The uncertain nature of greenfield investments, which must rely on predictions that can be driven by wishful thinking rather than real data, contrasts sharply with the established nature of established brownfield opportunities, which have a history that investors can judge prior to making a decision. Again, asset-recycling programs are one way through which investors can acquire assets that are perceived as proven and reliable, while letting state governments take the risk of new construction.
No let up
With interest among investors remaining high, several industry watchers believe that further privatizations are virtually guaranteed. States that have seen their own actions succeed are likely to seek more, and those who see others succeed will probably want to get in on the action themselves.
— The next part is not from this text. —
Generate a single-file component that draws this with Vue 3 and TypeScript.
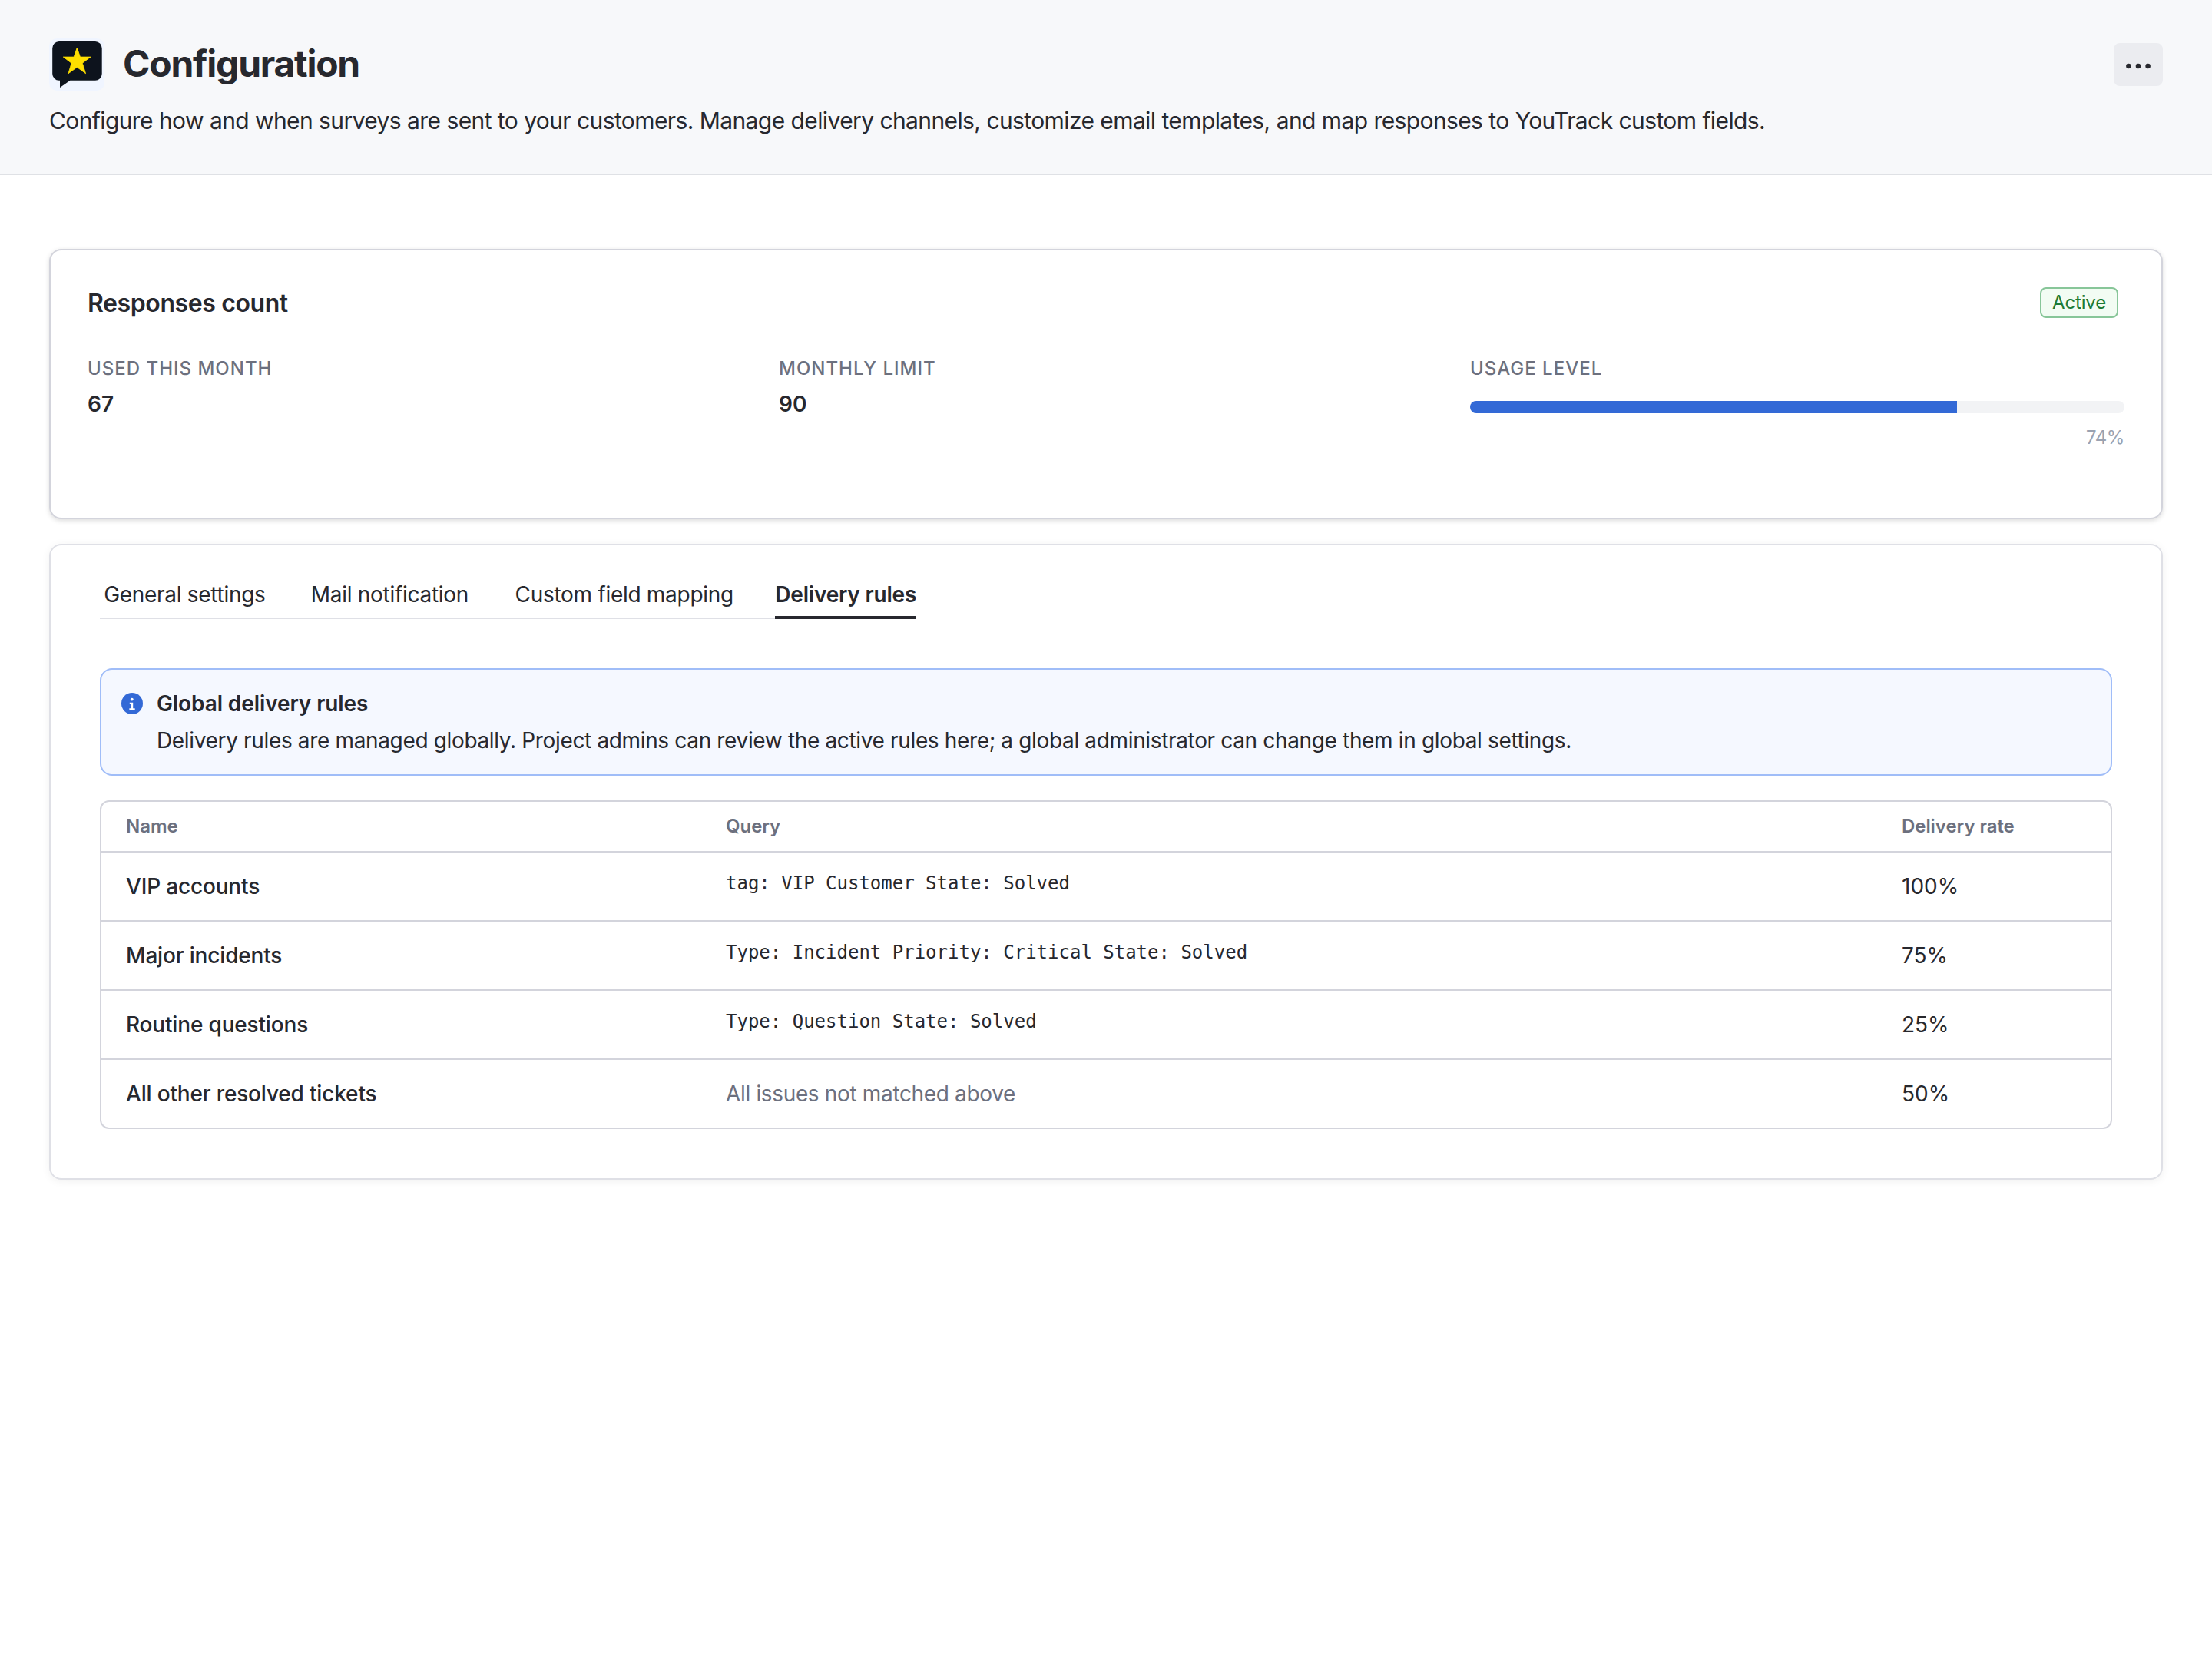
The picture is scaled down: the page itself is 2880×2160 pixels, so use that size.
<script setup lang="ts">
interface Tab { label: string; active?: boolean }
interface Rule { name: string; query: string; fallback?: boolean; rate: string }

const tabs: Tab[] = [
  { label: 'General settings' },
  { label: 'Mail notification' },
  { label: 'Custom field mapping' },
  { label: 'Delivery rules', active: true },
]

const rules: Rule[] = [
  { name: 'VIP accounts', query: 'tag: VIP Customer State: Solved', rate: '100%' },
  { name: 'Major incidents', query: 'Type: Incident Priority: Critical State: Solved', rate: '75%' },
  { name: 'Routine questions', query: 'Type: Question State: Solved', rate: '25%' },
  { name: 'All other resolved tickets', query: 'All issues not matched above', fallback: true, rate: '50%' },
]

const used = 67
const limit = 90
const usage = (used / limit) * 100
</script>

<template>
  <div class="page">
    <header class="header">
      <div class="header-row">
        <svg class="logo" viewBox="0 0 72 68" aria-hidden="true">
          <rect width="72" height="68" rx="10" fill="#f0f5ff" />
          <path d="M13 4H60a8.7 8.7 0 0 1 8.7 8.7V46a8.7 8.7 0 0 1-8.7 8.7H27.3L14 64V54.7H13A8.700 8.700 0 0 1 4.200 46V12.700A8.700 8.700 0 0 1 13 4Z" fill="#0d131d" />
          <path d="M36.300 12 40.400 24.100 54 24.100 43.300 32.200 47.600 45.700 36.300 37.500 25 45.700 29 32.200 18.300 24.100 32.200 24.100Z" fill="#ffdf00" stroke="#ffdf00" stroke-width="0.800" stroke-linejoin="round" />
        </svg>
        <h1 class="title">Configuration</h1>
        <button class="more" type="button" aria-label="More">
          <svg viewBox="0 0 32 8"><circle cx="3.400" cy="4" r="3.300" /><circle cx="16" cy="4" r="3.300" /><circle cx="28.600" cy="4" r="3.300" /></svg>
        </button>
      </div>
      <p class="description">Configure how and when surveys are sent to your customers. Manage delivery channels, customize email templates, and map responses to YouTrack custom fields.</p>
    </header>

    <main class="main">
      <section class="card usage">
        <div class="usage-head">
          <h2 class="usage-title">Responses count</h2>
          <span class="badge">Active</span>
        </div>
        <div class="stats">
          <div class="stat">
            <span class="label">USED THIS MONTH</span>
            <span class="value">{{ used }}</span>
          </div>
          <div class="stat">
            <span class="label">MONTHLY LIMIT</span>
            <span class="value">{{ limit }}</span>
          </div>
          <div class="stat">
            <span class="label">USAGE LEVEL</span>
            <div class="track"><div class="fill" :style="{ width: usage + '%' }"></div></div>
            <span class="percent">{{ Math.floor(usage) }}%</span>
          </div>
        </div>
      </section>

      <section class="card settings">
        <nav class="tabs">
          <a v-for="tab in tabs" :key="tab.label" class="tab" :class="{ active: tab.active }" :data-label="tab.label"><span>{{ tab.label }}</span></a>
        </nav>

        <div class="notice">
          <svg class="info" viewBox="0 0 28 28" aria-hidden="true">
            <circle cx="14" cy="14" r="14" fill="#3369d6" />
            <circle cx="13.800" cy="8.600" r="1.900" fill="#fff" />
            <path d="M10.800 12.800H15.200V20.300H17.700V22.300H10.400V20.300H12.800V14.800H10.800Z" fill="#fff" />
          </svg>
          <div>
            <p class="notice-title">Global delivery rules</p>
            <p class="notice-text">Delivery rules are managed globally. Project admins can review the active rules here; a global administrator can change them in global settings.</p>
          </div>
        </div>

        <div class="table">
          <div class="row head">
            <span>Name</span><span>Query</span><span>Delivery rate</span>
          </div>
          <div v-for="rule in rules" :key="rule.name" class="row">
            <span class="name">{{ rule.name }}</span>
            <span v-if="rule.fallback" class="fallback">{{ rule.query }}</span>
            <code v-else class="query">{{ rule.query }}</code>
            <span class="rate">{{ rule.rate }}</span>
          </div>
        </div>
      </section>
    </main>
  </div>
</template>

<style>
body { margin: 0; background: #fff; }
</style>

<style scoped>
.page { min-height: 2160px; box-sizing: border-box; background: #fff; color: #27282e; font-family: Inter, "Liberation Sans", sans-serif; font-size: 28px; line-height: 40px; }
h1, h2, p { margin: 0; }
.header { box-sizing: border-box; height: 228px; padding: 50px 64px 0; background: #f7f8fa; border-bottom: 2px solid #dfe1e5; }
.header-row { display: flex; align-items: flex-start; height: 68px; }
.logo { width: 72px; height: 68px; margin-right: 24px; }
.title { font-size: 48px; line-height: 65px; font-weight: 700; letter-spacing: -1.250px; }
.more { display: flex; align-items: center; justify-content: center; width: 64px; height: 56px; margin: 6px 0 0 auto; padding: 4px 0 0; border: 0; border-radius: 8px; background: #ebecf0; box-sizing: border-box; }
.more svg { width: 32px; height: 8px; fill: #27282e; }
.description { margin-top: 19px; font-size: 30px; letter-spacing: -0.610px; word-spacing: 0.200px; white-space: nowrap; }
.main { display: flex; flex-direction: column; gap: 32px; padding: 96px 64px 0; }
.card { box-sizing: border-box; border: 2px solid #d3d4dc; border-radius: 16px; background: #fff; }
.usage { height: 352px; padding: 48px; box-shadow: 0 2px 6px rgba(0, 0, 0, 0.14); }
.usage-head { display: flex; justify-content: space-between; height: 40px; margin-bottom: 50px; }
.usage-title { font-size: 32px; line-height: 41px; font-weight: 600; letter-spacing: -0.400px; }
.badge { box-sizing: border-box; width: 102px; height: 40px; margin-right: 8px; border: 2px solid #88c699; border-radius: 8px; background: #f2fcf3; color: #1b7a35; font-size: 24px; line-height: 35px; letter-spacing: -0.150px; text-align: center; }
.stats { display: grid; grid-template-columns: repeat(3, 1fr); gap: 48px; }
.stat { display: flex; flex-direction: column; }
.label { color: #6c707e; font-size: 24px; line-height: 32px; font-weight: 500; letter-spacing: 1px; }
.value { margin-top: 10px; font-weight: 600; }
.track { height: 16px; margin-top: 26px; border-radius: 8px; background: #f2f3f5; overflow: hidden; }
.fill { height: 100%; background: #3369d6; }
.percent { margin-top: 16px; color: #9aa2b1; font-size: 24px; line-height: 32px; letter-spacing: -0.400px; text-align: right; }
.settings { padding: 44px 64px 64px; border-color: #dfe0e6; box-shadow: 0 2px 12px rgba(0, 0, 0, 0.06); }
.tabs { display: flex; gap: 48px; width: max-content; height: 52px; box-shadow: inset 0 -2px #dfe0e6; }
.tab { display: grid; justify-items: center; box-sizing: border-box; height: 52px; letter-spacing: -0.290px; }
.tab > span, .tab::after { grid-area: 1 / 1; }
/* Reserves the width of the selected state, so that the tabs keep their places. */
.tab::after { content: attr(data-label); font-weight: 600; letter-spacing: 0; visibility: hidden; }
.active, .active::after { letter-spacing: -0.190px; }
.active { box-shadow: inset 0 -4px #27282e; font-weight: 600; }
.notice { display: flex; box-sizing: border-box; height: 140px; margin-top: 64px; padding: 24px 26px; gap: 18px; border: 2px solid #a0bdf8; border-radius: 16px; background: #f5f8ff; }
.info { width: 28px; height: 28px; margin-top: 6px; flex: none; }
.notice-title { font-weight: 600; letter-spacing: -0.100px; }
.notice-text { margin-top: 8px; letter-spacing: -0.347px; white-space: nowrap; }
.table { margin-top: 32px; border: 2px solid #d3d4dc; border-radius: 12px; }
.row { display: grid; grid-template-columns: 781px 1531px 1fr; align-items: center; height: 88px; padding-left: 32px; border-top: 2px solid #d3d4dc; }
.head { height: 64px; border-top: 0; color: #6c707e; font-size: 24px; font-weight: 600; line-height: 40px; letter-spacing: -0.060px; }
.name { font-weight: 500; letter-spacing: -0.170px; }
.fallback { color: #6c707e; letter-spacing: -0.345px; }
.query { padding-bottom: 9px; font-family: "DejaVu Sans Mono", monospace; font-size: 24px; }
</style>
"There are almost always six or seven true indicative bidders for a business that's being privatized," says Jones Day's Napier. "The processes are used to handling six or seven indicative bidders, reducing them to a field to go forward to final bid with the announcement of a winner then."
Along with expanded offerings by state governments, Australia's federal government is also a possible source of deals, as the nation's leadership manages its own class of railway assets. The federal government is already providing financial support to state asset recycling programs, and instituting its own program would allow it to pursue similar goals.
For the small-cap and mid-tier infrastructure investors, meanwhile, the struggle to stay relevant in a world catering to giants will continue. Funds will either need to find a way to adapt their processes to find rewarding opportunities, or cede the arena and seek investments elsewhere.
"I've even had a few clients tell me they are thinking about speaking to our private equity guys to see what deals they're currently sourcing," says KPMG's Bryan. "They may start to think about getting up towards that risk profile, because there's just no point playing in these auction processes that are heavily competitive and require very low cost of capital and returns."